The synthesis of the platinum(II) complexes, Pt(AIP)(bpy) (1) and Pt(PIP)(phen) (2), of anthracene- and pyrene-conjugated imidazophenanthroline ligands and their in vitro cytotoxicity toward the fibroblast cells and the HeLa cell lines are reported. MTT assay demonstrates their cytotoxicity against the HeLa cell lines with the IC values of 1.35 and 1.56 µM, respectively, and the cytotoxicity profiles indicate that the HeLa cell lines show more activity than the fibroblast cells. Trypan blue assay highlights significant damage on the HeLa cell lines with a pronounced reduction on their clonogenicity. AO/EB staining shows marked morphologic signs of apoptosis in a dose-dependent manner and the LDH and DNA laddering assays also lend support to the cytotoxicity of the complexes. The molecular docking study reveals that the complexes interact with DNA through hydrogen bonding. The TD-DFT energy-optimized structures of the complexes show that the platinum(II) center has a slightly distorted square-planar geometry.
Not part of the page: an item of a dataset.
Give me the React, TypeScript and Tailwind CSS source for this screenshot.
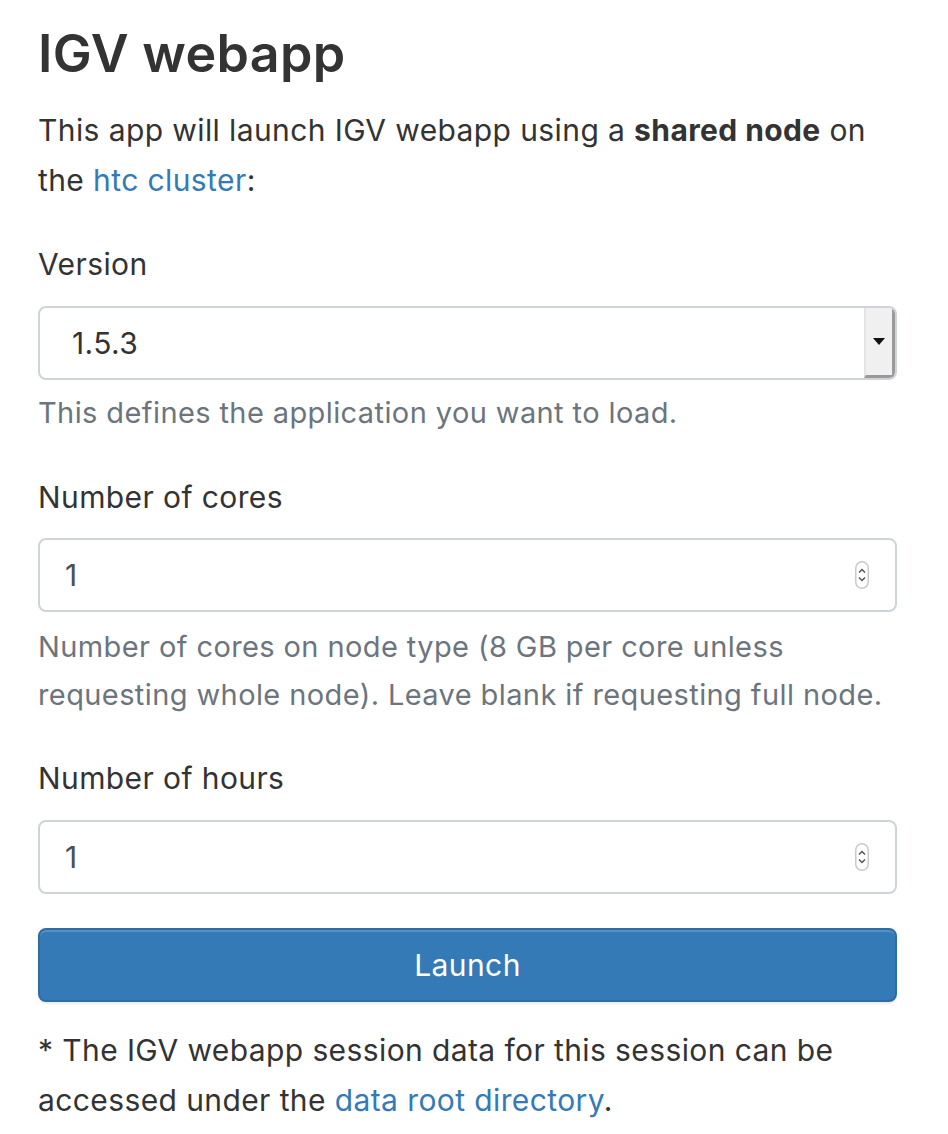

The TD-DFT modelled LUMOs receive major contributions from the platinum d-orbitals, while the HOMOs are delocalized largely on the anthracenyl- and pyrenyl ligands, resulting in the LMCT transition at 352 nm. The structural, bonding, electronic, and optical properties of the complexes 1 and 2 reported in the present work and that of Pt(AIP)(phen) (3) and Pt(PIP)(bpy) (4), reported by us recently, and the approved drugs cisplatin, carboplatin, and oxaliplatin are described in the light of the optimized geometries, ΔE, polarizability (α), hyperpolarizability (β), Mulliken negativities, and dipole moments computed from the ab initio and DFT computational studies. The synthesis of Pt(II) complexes of anthracene- and pyrene-appended imidazophenanthroline ligands and their in vitro cytotoxicity against fibroblast cells and HeLa cell lines are reported. The DFT computational study of the complexes and cisplatin, carboplatin, and oxaliplatin are described in search of the ligand design features for the development of new Pt-drugs.